The 50-firm milestone signals confidence among crypto businesses that Dubai's regulatory environment offers both legitimacy and operational viability. VARA's licensing process requires applicants to meet specific capital, governance, and compliance requirements, meaning each licensed firm has cleared formal regulatory hurdles. This creates a quality-control mechanism absent in permissive jurisdictions, potentially attracting risk-averse institutional investors who demand regulatory oversight.

However, the gap between licensed entities (50) and fully operational VASPs (39 as of end-2025) warrants scrutiny. The 11-firm spread suggests that not all licensed firms have moved into active operations, pointing to possible implementation challenges or extended deployment timelines. Licensing approval alone does not guarantee market activity, trading volume, or material capital flows through these platforms. Without visibility into actual transaction volumes or institutional capital inflows, the licensing count provides limited insight into the market's true depth or liquidity.

Dubai's crypto licensing push forms part of a broader regional strategy to capture fintech talent and capital. The emirate has also established the Dubai International Financial Centre (DIFC) as a separate regulatory zone with its own digital assets framework, creating a dual-track approach. This institutional focus, combined with VARA's structured licensing, positions Dubai to attract custodians, exchanges, and asset managers seeking regulated market access in the Middle East.

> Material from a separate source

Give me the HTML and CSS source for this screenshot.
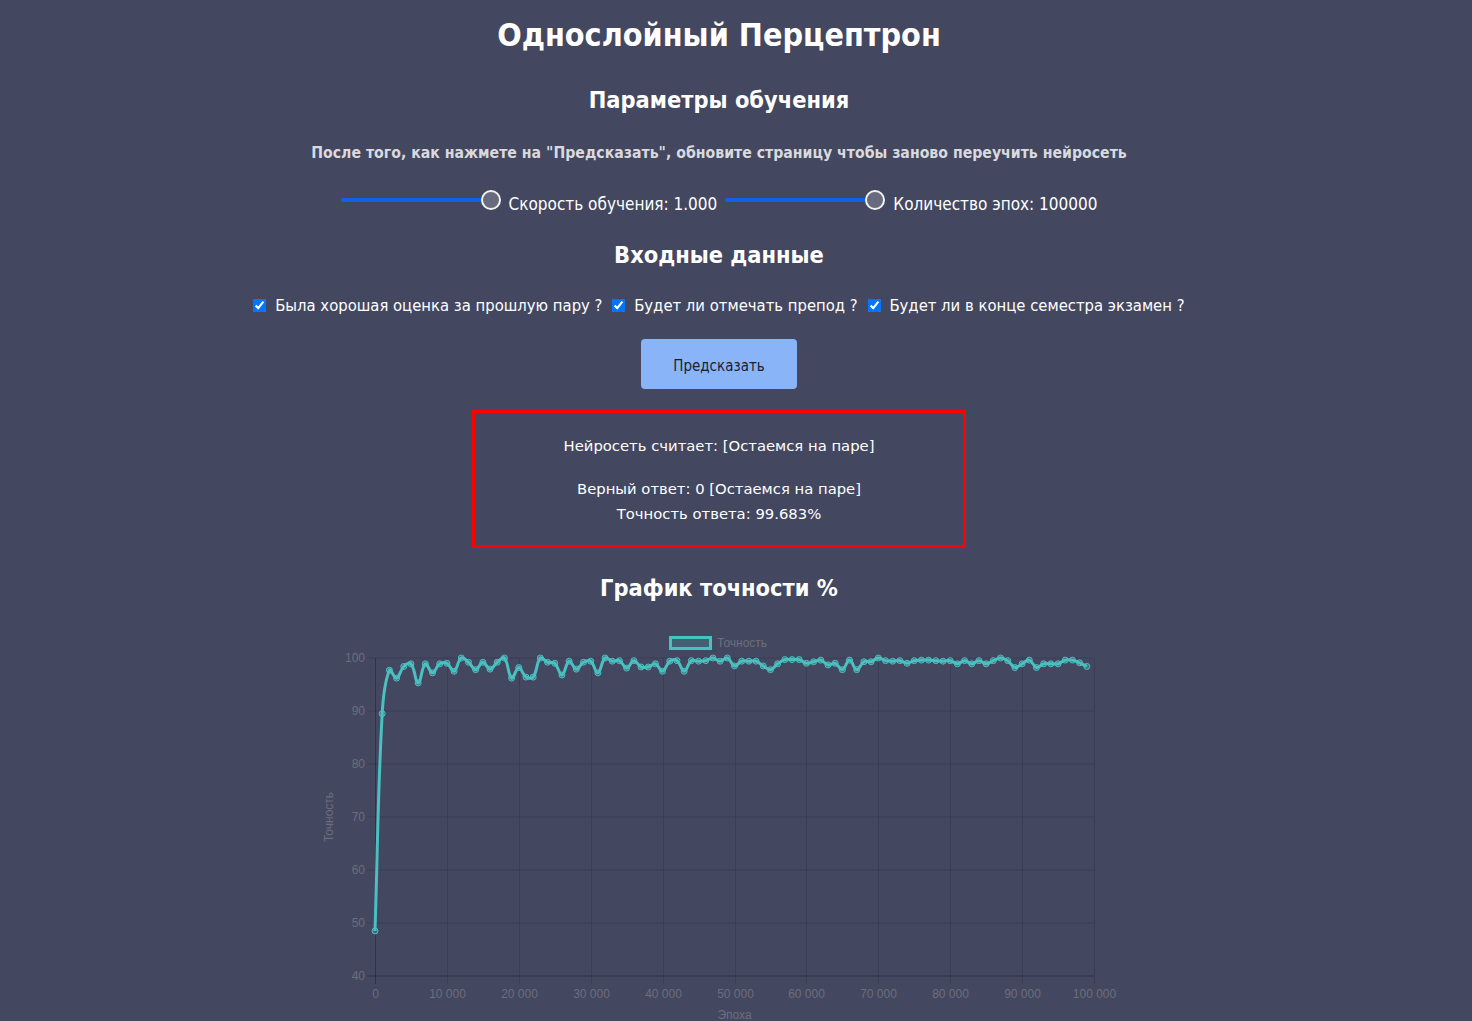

The next critical metric to watch is operational maturity and capital deployment. Licensing numbers validate regulatory infrastructure, but sustained growth requires evidence of institutional participation, settlement volumes, and asset inflows through these 50 firms. As the emirate continues licensing new entrants, tracking the ratio of licensed to fully operational entities will reveal whether regulatory clarity is translating into actual market adoption or if implementation gaps persist.